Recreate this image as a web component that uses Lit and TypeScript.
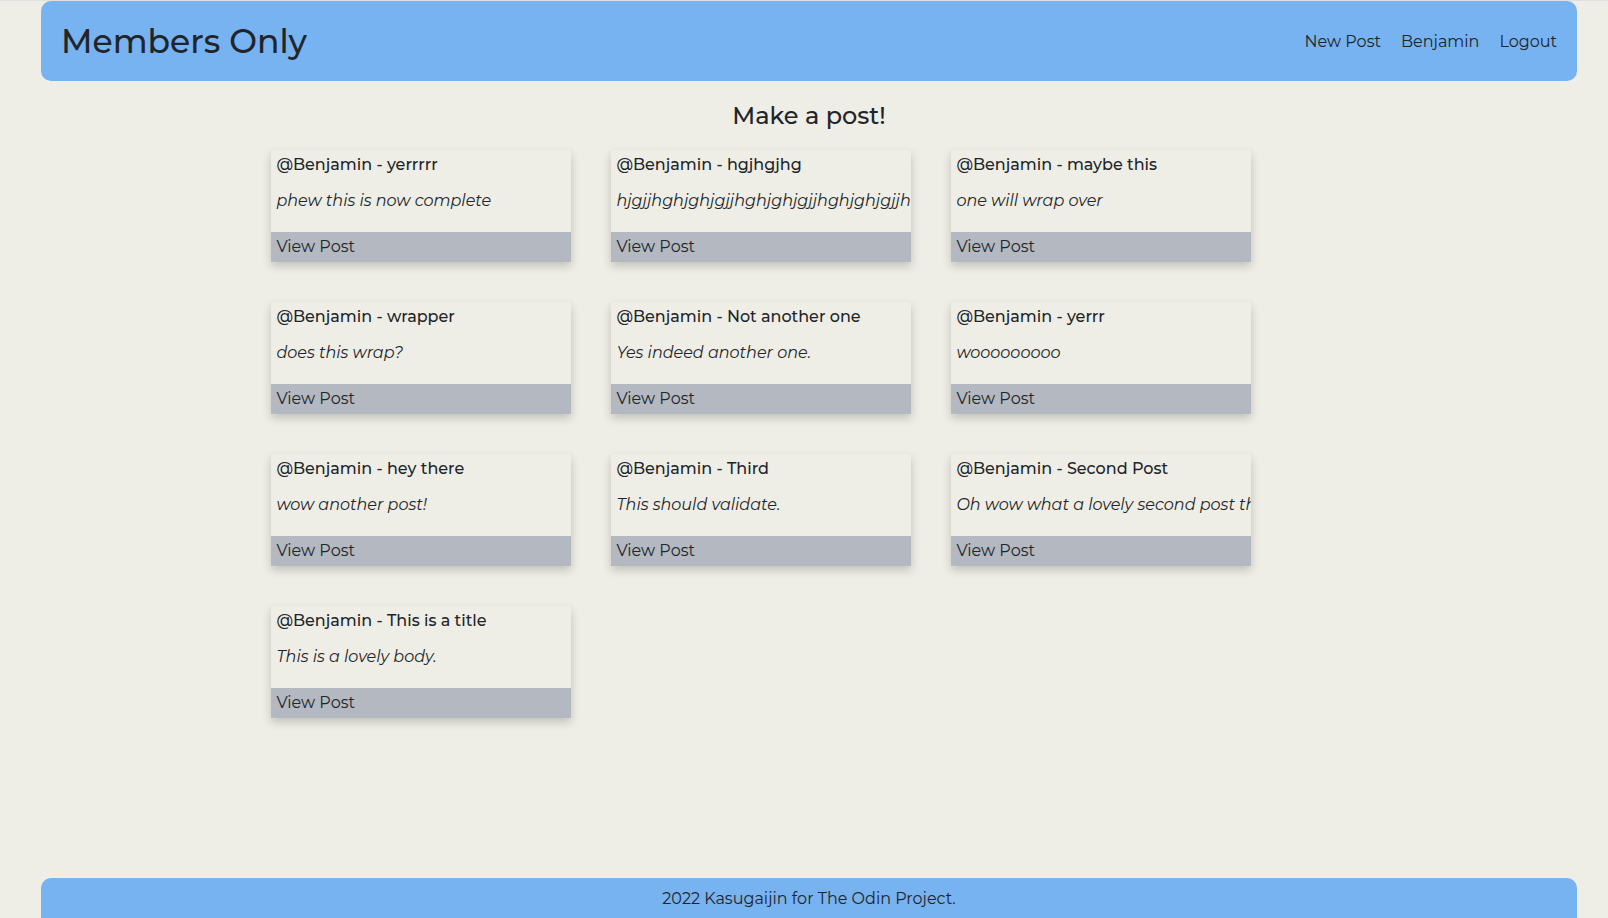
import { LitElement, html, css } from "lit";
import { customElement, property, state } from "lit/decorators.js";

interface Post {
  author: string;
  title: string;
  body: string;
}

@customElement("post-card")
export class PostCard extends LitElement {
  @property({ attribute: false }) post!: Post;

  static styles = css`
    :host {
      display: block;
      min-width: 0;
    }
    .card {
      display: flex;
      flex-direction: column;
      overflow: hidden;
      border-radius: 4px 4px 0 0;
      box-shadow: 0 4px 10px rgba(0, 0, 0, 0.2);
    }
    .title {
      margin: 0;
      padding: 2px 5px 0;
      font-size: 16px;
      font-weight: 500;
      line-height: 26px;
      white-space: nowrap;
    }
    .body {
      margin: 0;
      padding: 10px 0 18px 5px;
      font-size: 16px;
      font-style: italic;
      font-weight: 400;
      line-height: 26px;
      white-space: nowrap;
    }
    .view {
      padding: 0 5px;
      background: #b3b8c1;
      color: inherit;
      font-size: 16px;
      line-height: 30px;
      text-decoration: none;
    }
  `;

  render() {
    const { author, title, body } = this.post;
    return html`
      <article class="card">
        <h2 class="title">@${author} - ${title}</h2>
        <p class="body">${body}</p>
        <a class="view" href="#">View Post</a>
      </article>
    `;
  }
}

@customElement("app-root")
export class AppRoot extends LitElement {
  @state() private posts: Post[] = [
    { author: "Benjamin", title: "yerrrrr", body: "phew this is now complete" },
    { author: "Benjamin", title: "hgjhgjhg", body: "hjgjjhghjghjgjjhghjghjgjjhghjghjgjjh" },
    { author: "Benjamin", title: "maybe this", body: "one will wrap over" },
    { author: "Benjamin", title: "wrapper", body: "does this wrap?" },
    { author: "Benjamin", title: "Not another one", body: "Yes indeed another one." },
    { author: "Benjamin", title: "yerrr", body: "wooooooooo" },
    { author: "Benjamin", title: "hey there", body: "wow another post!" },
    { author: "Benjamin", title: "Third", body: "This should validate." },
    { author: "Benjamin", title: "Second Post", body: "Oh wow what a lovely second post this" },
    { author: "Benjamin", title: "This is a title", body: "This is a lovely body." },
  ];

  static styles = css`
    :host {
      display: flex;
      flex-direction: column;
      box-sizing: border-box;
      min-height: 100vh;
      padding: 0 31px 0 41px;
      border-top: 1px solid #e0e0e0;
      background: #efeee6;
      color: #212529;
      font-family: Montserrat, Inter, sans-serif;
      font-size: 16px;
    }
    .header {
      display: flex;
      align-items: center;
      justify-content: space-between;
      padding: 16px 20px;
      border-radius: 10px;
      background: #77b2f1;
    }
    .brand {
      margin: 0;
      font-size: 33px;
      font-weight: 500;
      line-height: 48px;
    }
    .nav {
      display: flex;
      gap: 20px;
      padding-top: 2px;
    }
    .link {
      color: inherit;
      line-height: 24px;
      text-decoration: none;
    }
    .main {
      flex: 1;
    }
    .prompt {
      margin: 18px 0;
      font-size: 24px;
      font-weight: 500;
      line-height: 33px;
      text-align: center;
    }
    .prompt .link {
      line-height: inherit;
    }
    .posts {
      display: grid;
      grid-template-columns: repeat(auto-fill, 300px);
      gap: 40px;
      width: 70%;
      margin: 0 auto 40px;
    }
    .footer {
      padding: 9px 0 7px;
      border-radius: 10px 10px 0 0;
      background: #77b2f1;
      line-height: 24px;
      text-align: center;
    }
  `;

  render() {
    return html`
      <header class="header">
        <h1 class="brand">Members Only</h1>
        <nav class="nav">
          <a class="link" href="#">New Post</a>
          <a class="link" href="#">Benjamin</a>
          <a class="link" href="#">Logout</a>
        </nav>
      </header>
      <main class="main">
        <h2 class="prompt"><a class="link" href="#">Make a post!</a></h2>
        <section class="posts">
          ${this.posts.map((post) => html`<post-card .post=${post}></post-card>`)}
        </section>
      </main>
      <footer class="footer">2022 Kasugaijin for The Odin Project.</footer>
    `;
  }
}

·····

→ **The request**
Pictures are excluded; output everything else in the data verbatim.

→ **Result for this task**
Recreate this image as a web component that uses Lit and TypeScript.
import { LitElement, html, css } from "lit";
import { customElement, property, state } from "lit/decorators.js";

interface Post {
  author: string;
  title: string;
  body: string;
}

@customElement("post-card")
export class PostCard extends LitElement {
  @property({ attribute: false }) post!: Post;

  static styles = css`
    :host {
      display: block;
      min-width: 0;
    }
    .card {
      display: flex;
      flex-direction: column;
      overflow: hidden;
      border-radius: 4px 4px 0 0;
      box-shadow: 0 4px 10px rgba(0, 0, 0, 0.2);
    }
    .title {
      margin: 0;
      padding: 2px 5px 0;
      font-size: 16px;
      font-weight: 500;
      line-height: 26px;
      white-space: nowrap;
    }
    .body {
      margin: 0;
      padding: 10px 0 18px 5px;
      font-size: 16px;
      font-style: italic;
      font-weight: 400;
      line-height: 26px;
      white-space: nowrap;
    }
    .view {
      padding: 0 5px;
      background: #b3b8c1;
      color: inherit;
      font-size: 16px;
      line-height: 30px;
      text-decoration: none;
    }
  `;

  render() {
    const { author, title, body } = this.post;
    return html`
      <article class="card">
        <h2 class="title">@${author} - ${title}</h2>
        <p class="body">${body}</p>
        <a class="view" href="#">View Post</a>
      </article>
    `;
  }
}

@customElement("app-root")
export class AppRoot extends LitElement {
  @state() private posts: Post[] = [
    { author: "Benjamin", title: "yerrrrr", body: "phew this is now complete" },
    { author: "Benjamin", title: "hgjhgjhg", body: "hjgjjhghjghjgjjhghjghjgjjhghjghjgjjh" },
    { author: "Benjamin", title: "maybe this", body: "one will wrap over" },
    { author: "Benjamin", title: "wrapper", body: "does this wrap?" },
    { author: "Benjamin", title: "Not another one", body: "Yes indeed another one." },
    { author: "Benjamin", title: "yerrr", body: "wooooooooo" },
    { author: "Benjamin", title: "hey there", body: "wow another post!" },
    { author: "Benjamin", title: "Third", body: "This should validate." },
    { author: "Benjamin", title: "Second Post", body: "Oh wow what a lovely second post this" },
    { author: "Benjamin", title: "This is a title", body: "This is a lovely body." },
  ];

  static styles = css`
    :host {
      display: flex;
      flex-direction: column;
      box-sizing: border-box;
      min-height: 100vh;
      padding: 0 31px 0 41px;
      border-top: 1px solid #e0e0e0;
      background: #efeee6;
      color: #212529;
      font-family: Montserrat, Inter, sans-serif;
      font-size: 16px;
    }
    .header {
      display: flex;
      align-items: center;
      justify-content: space-between;
      padding: 16px 20px;
      border-radius: 10px;
      background: #77b2f1;
    }
    .brand {
      margin: 0;
      font-size: 33px;
      font-weight: 500;
      line-height: 48px;
    }
    .nav {
      display: flex;
      gap: 20px;
      padding-top: 2px;
    }
    .link {
      color: inherit;
      line-height: 24px;
      text-decoration: none;
    }
    .main {
      flex: 1;
    }
    .prompt {
      margin: 18px 0;
      font-size: 24px;
      font-weight: 500;
      line-height: 33px;
      text-align: center;
    }
    .prompt .link {
      line-height: inherit;
    }
    .posts {
      display: grid;
      grid-template-columns: repeat(auto-fill, 300px);
      gap: 40px;
      width: 70%;
      margin: 0 auto 40px;
    }
    .footer {
      padding: 9px 0 7px;
      border-radius: 10px 10px 0 0;
      background: #77b2f1;
      line-height: 24px;
      text-align: center;
    }
  `;

  render() {
    return html`
      <header class="header">
        <h1 class="brand">Members Only</h1>
        <nav class="nav">
          <a class="link" href="#">New Post</a>
          <a class="link" href="#">Benjamin</a>
          <a class="link" href="#">Logout</a>
        </nav>
      </header>
      <main class="main">
        <h2 class="prompt"><a class="link" href="#">Make a post!</a></h2>
        <section class="posts">
          ${this.posts.map((post) => html`<post-card .post=${post}></post-card>`)}
        </section>
      </main>
      <footer class="footer">2022 Kasugaijin for The Odin Project.</footer>
    `;
  }
}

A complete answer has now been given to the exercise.